Work required.
Lines that include the word "Write" are the ones to copy.

Source data.
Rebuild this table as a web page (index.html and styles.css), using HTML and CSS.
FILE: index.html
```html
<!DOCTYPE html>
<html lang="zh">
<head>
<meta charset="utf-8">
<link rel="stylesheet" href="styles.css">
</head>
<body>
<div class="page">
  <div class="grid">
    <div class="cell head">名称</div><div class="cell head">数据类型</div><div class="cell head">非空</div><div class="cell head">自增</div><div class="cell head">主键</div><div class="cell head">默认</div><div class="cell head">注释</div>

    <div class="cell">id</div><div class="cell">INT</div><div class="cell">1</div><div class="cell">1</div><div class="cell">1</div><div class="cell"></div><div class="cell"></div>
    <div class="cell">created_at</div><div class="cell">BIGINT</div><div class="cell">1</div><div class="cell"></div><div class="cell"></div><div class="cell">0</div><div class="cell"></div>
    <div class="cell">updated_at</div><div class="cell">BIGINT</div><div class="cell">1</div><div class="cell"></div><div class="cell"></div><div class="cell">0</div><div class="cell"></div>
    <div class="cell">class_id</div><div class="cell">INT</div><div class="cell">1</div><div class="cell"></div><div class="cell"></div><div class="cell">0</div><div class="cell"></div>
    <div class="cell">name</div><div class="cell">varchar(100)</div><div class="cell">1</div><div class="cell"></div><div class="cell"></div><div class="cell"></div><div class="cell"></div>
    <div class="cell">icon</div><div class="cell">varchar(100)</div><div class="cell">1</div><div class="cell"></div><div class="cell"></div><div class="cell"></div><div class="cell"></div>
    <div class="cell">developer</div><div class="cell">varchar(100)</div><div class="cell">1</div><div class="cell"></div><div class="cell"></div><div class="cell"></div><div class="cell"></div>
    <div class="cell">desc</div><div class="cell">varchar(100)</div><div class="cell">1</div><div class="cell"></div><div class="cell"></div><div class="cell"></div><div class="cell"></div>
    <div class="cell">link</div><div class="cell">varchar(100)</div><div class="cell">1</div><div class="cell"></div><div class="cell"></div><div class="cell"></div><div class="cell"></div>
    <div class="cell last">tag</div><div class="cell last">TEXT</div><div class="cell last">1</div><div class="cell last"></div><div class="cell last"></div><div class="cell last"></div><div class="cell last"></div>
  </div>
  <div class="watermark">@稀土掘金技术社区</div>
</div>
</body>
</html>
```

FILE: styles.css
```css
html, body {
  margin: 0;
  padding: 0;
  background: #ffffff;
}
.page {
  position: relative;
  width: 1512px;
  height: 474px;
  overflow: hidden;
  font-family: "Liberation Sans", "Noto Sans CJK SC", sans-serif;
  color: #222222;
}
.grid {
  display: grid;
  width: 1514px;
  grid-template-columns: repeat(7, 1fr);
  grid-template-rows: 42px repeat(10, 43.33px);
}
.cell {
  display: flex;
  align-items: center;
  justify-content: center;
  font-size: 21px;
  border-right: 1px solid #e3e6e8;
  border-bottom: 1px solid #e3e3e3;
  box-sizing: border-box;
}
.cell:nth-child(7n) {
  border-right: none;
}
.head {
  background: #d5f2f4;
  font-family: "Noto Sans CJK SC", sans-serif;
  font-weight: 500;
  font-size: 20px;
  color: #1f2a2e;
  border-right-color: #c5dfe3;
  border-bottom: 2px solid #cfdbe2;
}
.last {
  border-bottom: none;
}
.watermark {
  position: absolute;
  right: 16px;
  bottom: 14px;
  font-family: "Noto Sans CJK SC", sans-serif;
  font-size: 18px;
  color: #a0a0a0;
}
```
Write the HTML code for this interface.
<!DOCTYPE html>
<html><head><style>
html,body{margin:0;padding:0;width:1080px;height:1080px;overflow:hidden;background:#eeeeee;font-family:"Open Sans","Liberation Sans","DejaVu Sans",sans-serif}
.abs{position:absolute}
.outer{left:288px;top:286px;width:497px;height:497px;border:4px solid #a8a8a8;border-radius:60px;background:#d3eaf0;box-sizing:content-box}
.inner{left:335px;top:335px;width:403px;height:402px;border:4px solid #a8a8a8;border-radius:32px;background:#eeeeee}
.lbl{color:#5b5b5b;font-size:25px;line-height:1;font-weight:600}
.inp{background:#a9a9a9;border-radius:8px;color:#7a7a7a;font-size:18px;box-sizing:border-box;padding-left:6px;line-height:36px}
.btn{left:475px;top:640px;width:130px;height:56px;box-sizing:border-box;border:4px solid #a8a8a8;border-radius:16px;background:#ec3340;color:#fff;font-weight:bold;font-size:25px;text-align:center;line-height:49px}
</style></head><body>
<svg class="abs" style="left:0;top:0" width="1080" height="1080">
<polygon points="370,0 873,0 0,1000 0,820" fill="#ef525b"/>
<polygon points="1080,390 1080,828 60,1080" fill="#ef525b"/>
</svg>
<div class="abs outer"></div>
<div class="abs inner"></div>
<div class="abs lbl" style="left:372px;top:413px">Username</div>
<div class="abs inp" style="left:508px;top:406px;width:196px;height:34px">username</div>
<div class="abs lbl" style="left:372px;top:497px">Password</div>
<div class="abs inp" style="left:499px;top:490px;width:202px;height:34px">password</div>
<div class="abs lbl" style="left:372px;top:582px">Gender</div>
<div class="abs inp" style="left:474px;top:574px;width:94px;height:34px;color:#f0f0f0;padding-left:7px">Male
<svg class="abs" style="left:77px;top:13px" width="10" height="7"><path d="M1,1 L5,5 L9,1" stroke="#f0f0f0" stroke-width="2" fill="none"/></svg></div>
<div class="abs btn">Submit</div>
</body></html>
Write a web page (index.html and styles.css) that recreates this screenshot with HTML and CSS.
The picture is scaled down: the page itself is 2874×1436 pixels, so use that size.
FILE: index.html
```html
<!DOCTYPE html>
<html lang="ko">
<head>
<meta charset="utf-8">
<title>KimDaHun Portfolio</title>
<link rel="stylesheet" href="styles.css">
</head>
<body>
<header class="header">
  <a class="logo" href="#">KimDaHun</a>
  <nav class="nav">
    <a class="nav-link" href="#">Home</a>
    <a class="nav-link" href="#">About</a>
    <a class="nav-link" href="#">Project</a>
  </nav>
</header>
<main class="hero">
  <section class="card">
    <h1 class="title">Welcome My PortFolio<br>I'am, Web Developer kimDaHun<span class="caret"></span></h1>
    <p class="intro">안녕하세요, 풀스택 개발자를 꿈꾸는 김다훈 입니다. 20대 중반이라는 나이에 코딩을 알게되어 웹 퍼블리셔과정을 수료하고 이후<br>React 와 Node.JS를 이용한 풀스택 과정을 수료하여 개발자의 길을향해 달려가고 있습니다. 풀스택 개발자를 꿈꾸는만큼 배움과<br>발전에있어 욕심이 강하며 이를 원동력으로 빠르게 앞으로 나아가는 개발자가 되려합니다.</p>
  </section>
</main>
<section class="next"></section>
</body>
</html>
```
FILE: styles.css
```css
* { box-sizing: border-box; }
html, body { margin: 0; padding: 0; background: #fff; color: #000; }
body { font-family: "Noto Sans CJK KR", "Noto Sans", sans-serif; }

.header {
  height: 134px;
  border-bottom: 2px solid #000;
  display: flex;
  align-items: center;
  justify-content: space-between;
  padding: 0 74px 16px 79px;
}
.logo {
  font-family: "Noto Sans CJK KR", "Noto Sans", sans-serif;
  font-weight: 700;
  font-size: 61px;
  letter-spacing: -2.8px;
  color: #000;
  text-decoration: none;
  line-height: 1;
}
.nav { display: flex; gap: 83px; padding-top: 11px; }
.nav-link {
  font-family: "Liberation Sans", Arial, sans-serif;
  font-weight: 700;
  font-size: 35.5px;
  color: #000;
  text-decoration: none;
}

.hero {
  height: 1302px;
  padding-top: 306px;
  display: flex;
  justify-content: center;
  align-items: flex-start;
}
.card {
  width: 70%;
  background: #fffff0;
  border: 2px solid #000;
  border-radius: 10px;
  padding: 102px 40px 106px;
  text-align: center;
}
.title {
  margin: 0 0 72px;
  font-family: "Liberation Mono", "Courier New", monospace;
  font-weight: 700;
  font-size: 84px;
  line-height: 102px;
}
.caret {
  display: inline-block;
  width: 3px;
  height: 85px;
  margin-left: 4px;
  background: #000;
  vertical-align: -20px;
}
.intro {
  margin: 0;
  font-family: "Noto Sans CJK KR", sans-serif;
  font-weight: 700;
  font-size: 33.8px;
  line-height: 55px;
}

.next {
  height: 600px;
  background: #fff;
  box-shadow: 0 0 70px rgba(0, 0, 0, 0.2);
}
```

Written answer.
Write the HTML code for this interface.
Write a web page (index.html and styles.css) that recreates this screenshot with HTML and CSS.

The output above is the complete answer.